## Stated task
Repeat verbatim only the lines from the one with "Give me the React, TypeScript" through the one with "const headers = ['NIK', 'NAMA', 'ALAMAT', 'JENIS", both ends kept. Pictures stay out.

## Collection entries

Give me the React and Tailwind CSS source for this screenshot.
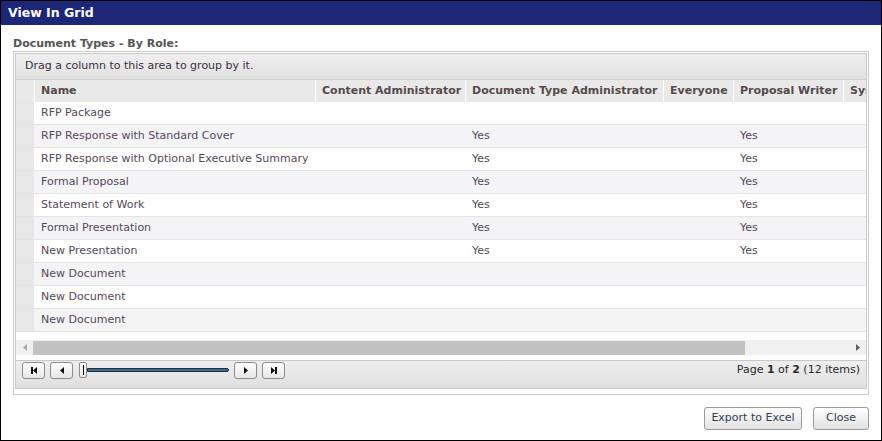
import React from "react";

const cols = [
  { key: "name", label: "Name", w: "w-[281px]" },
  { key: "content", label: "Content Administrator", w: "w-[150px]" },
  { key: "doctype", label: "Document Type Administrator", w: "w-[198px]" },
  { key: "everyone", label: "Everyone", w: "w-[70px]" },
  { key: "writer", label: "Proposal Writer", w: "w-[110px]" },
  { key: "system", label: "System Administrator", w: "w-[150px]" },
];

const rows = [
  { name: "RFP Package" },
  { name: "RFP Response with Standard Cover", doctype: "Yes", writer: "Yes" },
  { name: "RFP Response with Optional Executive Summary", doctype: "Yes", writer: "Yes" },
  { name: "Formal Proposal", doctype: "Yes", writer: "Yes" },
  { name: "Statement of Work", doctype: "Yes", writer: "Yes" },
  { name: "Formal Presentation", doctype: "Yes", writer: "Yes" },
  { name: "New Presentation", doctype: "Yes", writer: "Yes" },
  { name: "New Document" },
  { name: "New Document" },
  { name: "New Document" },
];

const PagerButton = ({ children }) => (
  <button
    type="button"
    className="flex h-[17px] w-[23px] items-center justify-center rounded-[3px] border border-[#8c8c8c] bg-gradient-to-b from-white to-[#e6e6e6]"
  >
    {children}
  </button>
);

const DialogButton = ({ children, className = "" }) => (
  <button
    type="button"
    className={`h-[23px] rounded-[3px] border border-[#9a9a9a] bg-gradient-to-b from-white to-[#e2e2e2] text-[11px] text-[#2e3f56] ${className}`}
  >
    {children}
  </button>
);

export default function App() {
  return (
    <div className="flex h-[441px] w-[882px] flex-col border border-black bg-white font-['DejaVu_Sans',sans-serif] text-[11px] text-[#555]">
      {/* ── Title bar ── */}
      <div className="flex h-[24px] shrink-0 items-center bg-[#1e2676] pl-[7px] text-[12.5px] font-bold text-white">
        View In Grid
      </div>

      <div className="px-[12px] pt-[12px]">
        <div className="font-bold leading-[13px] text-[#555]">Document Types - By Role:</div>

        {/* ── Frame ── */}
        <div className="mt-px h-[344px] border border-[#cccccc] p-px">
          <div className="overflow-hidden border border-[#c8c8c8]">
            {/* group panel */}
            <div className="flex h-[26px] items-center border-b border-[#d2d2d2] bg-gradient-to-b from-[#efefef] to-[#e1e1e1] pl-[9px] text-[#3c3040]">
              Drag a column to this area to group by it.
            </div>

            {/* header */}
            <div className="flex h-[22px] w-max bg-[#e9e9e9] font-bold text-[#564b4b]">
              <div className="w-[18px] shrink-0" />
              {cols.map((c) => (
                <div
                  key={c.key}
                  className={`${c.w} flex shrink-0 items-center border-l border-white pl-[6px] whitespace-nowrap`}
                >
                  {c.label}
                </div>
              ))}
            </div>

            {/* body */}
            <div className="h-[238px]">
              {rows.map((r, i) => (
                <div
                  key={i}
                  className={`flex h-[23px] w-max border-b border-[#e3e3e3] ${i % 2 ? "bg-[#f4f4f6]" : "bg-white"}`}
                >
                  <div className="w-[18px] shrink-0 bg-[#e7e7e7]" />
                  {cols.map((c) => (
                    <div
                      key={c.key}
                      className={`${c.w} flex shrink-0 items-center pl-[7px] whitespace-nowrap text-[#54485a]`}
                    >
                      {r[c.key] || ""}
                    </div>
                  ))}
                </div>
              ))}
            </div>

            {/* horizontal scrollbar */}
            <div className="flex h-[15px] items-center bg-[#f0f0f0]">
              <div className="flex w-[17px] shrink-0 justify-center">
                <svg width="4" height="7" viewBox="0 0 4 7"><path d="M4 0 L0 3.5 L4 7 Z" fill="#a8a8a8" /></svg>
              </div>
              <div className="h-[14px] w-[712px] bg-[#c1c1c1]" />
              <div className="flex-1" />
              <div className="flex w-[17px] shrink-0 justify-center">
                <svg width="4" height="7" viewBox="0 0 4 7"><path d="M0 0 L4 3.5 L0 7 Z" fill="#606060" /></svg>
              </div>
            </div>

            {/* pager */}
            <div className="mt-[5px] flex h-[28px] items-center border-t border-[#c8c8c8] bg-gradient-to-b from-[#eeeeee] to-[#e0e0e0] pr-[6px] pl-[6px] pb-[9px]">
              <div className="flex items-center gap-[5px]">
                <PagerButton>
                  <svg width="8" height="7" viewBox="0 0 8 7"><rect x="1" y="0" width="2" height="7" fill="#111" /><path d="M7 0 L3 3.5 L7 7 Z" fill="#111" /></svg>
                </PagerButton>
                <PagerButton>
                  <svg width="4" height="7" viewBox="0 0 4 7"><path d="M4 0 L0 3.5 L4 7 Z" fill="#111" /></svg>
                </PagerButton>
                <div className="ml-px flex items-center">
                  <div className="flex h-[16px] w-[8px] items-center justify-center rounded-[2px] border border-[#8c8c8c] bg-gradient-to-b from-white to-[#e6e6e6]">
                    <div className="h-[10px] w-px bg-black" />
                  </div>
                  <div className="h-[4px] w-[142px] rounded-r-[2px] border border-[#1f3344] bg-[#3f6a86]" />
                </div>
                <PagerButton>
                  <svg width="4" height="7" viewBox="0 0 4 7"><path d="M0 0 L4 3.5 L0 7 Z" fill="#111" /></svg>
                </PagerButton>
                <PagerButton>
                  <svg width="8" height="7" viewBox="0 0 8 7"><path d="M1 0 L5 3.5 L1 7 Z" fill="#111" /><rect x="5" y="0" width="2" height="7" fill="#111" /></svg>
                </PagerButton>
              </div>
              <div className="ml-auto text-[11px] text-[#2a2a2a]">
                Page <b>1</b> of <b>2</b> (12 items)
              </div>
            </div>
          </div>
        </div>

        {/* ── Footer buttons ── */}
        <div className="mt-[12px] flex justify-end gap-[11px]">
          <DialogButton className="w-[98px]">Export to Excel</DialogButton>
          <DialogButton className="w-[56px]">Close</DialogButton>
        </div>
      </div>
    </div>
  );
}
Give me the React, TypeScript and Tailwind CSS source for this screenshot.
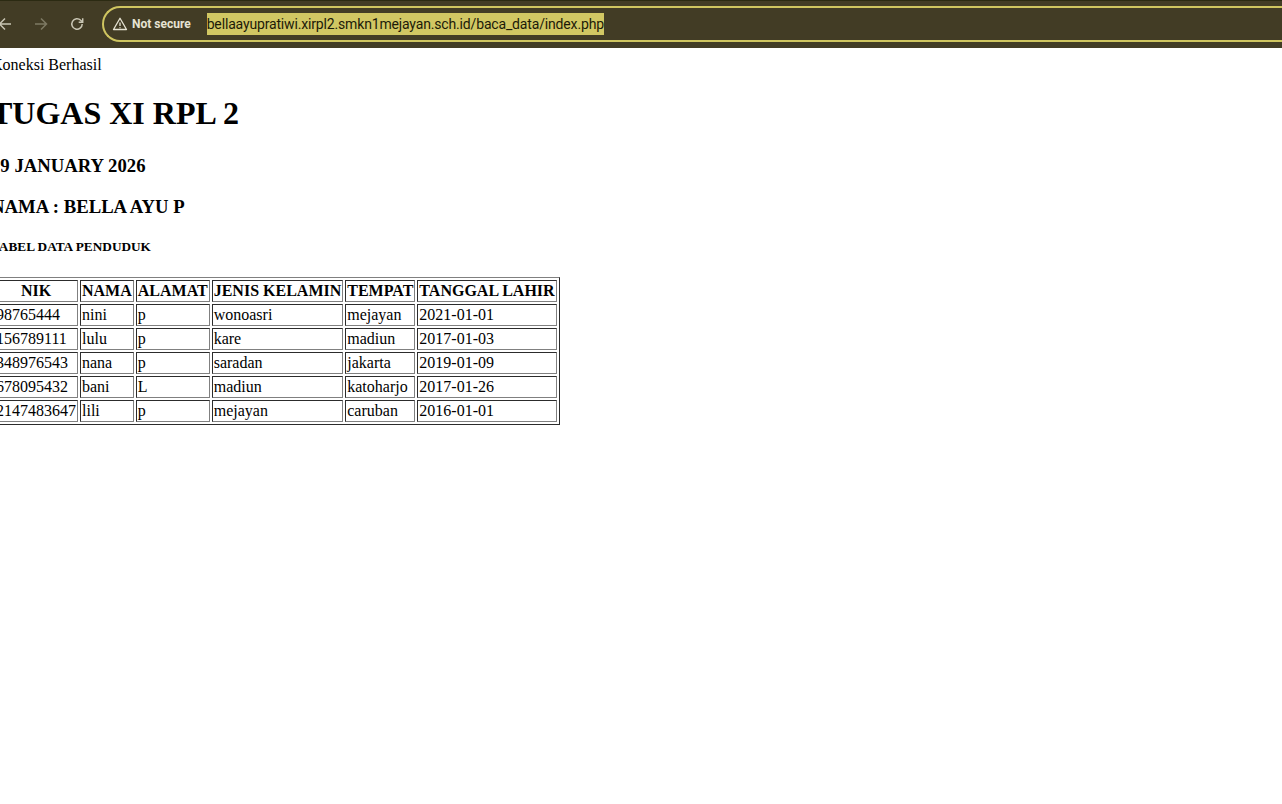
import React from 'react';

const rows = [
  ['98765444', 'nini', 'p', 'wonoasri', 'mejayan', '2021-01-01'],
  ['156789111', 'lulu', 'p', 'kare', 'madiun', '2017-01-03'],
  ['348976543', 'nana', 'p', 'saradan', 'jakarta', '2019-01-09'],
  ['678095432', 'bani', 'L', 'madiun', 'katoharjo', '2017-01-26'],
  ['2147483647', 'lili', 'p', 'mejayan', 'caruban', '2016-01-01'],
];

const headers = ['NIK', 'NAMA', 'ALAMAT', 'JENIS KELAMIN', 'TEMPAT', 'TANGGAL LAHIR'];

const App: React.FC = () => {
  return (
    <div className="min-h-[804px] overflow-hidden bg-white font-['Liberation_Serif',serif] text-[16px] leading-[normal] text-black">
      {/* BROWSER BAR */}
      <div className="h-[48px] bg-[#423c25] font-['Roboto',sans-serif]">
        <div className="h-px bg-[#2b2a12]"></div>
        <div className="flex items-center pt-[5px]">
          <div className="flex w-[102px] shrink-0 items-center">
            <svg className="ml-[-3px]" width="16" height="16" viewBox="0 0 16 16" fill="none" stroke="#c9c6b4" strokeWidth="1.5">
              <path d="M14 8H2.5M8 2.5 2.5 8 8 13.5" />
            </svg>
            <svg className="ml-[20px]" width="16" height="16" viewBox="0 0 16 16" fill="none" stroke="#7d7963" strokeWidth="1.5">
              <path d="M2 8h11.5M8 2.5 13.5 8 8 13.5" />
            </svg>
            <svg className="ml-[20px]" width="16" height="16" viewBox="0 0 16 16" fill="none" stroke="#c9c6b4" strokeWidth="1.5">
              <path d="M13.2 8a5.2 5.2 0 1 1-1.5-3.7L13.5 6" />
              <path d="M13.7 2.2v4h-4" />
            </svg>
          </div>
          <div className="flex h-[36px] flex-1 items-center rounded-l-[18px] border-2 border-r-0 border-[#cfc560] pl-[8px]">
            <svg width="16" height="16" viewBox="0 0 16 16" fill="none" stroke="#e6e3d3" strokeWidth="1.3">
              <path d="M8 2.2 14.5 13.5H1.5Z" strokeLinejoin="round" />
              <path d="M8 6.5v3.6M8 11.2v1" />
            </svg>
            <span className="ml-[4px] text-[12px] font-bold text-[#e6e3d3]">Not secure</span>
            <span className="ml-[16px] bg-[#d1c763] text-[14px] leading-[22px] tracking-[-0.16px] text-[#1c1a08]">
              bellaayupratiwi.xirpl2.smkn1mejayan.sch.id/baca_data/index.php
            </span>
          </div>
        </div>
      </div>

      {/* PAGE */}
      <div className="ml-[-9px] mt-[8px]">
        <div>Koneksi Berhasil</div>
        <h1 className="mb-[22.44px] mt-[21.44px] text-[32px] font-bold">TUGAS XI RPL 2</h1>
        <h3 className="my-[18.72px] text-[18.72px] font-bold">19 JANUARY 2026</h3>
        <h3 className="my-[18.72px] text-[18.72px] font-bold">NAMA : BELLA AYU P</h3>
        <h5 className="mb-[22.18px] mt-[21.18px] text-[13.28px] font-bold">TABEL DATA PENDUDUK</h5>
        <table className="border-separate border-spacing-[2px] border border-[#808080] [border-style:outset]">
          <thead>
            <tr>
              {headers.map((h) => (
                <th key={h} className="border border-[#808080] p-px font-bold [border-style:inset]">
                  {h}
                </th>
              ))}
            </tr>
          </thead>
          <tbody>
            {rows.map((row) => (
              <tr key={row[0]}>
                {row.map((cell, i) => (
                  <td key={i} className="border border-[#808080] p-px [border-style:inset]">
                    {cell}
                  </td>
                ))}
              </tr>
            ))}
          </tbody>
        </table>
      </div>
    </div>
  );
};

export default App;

## Task solution
Give me the React, TypeScript and Tailwind CSS source for this screenshot.
import React from 'react';

const rows = [
  ['98765444', 'nini', 'p', 'wonoasri', 'mejayan', '2021-01-01'],
  ['156789111', 'lulu', 'p', 'kare', 'madiun', '2017-01-03'],
  ['348976543', 'nana', 'p', 'saradan', 'jakarta', '2019-01-09'],
  ['678095432', 'bani', 'L', 'madiun', 'katoharjo', '2017-01-26'],
  ['2147483647', 'lili', 'p', 'mejayan', 'caruban', '2016-01-01'],
];

const headers = ['NIK', 'NAMA', 'ALAMAT', 'JENIS KELAMIN', 'TEMPAT', 'TANGGAL LAHIR'];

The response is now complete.